大陽日酸、パッケージ型水素ステーション「ハイドロ シャトル/Hydro Shuttle」開発
大陽日酸は、70MPa の水素ガスを燃料電池自動車へ供給する、低コスト・コンパクトなパッケージ型水素ステーションを開発した。
走行時に CO2 を全く排出しない次世代自動車として、電気自動車(EV)とともに燃料電池自動車(FCV)が注目されている。この FCV へ燃料となる水素ガスを供給するのが水素ステーションと呼ばれる設備。2015 年から FCV 一般販売を自動車メーカーが計画しており、水素ステーションのインフラ整備が急務となっている。国内において、2013 年度から3年間で全国の4大都市圏に 100 か所程度の水素ステーションを新設する計画が推進されており、普及を加速化するためには水素ステーションのコストダウンが大きな課題となっている。

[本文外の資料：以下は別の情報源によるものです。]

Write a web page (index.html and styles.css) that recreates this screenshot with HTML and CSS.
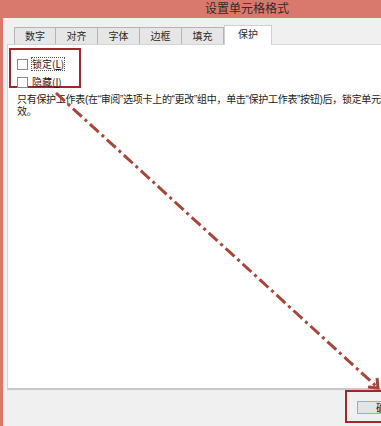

大陽日酸は、水素ステーションを構成する4つの主要機器であるディスペンサー、プレクール装置、水素圧縮機、水素蓄圧器を一体型ユニットにして、製作コストの低減ならびに現地設置工事費の大幅な削減を達成した。さらに独自開発したディスペンサーやプレクール装置(-40℃対応)は低コスト・コンパクト化を実現し、水素圧縮機にはエア駆動ブースター方式を採用し、水素蓄圧器(255ℓ、93MPa)にはタイプⅣの複合容器(プラスチックライナー容器の全周に炭素繊維を巻きつけ強度を持たせたもの)を選定し、各機器自体の低コスト化も同時に実施し、従来型の約1/2のコストダウンを実現した。
このパッケージ型水素ステーションの大きさは、長さ約7m×幅約2m×高さ約 2.6mで、水素供給能力は最大 300Nm3/h 、水素充填速度5㎏/3min で 70MPa 仕様の FCVに連続3台の充填が可能となる。
また高圧ガス保安法の一般高圧ガス保安規則第6条、第7条の3、第8条のオンサイト式、オフサイト式、移動式の全てに対応できる共通設計とし、標準化と量産効果により、さらなる低コスト化にも目途をつけた。なお、気密性を重視した溶接施工やスリーブナット方式の継手を採用し安全性を向上させるとともにメンテナンス性も考慮した設計によって定期自主検査工程の大幅な短縮も可能となる。
大陽日酸は、国内の多くの水素ステーションに納入実績があり、今後もその技術をさらに向上させるとともに、パッケージ型水素ステーションを中心に拡販を目指し、FCV および水素ステーションの普及に貢献する。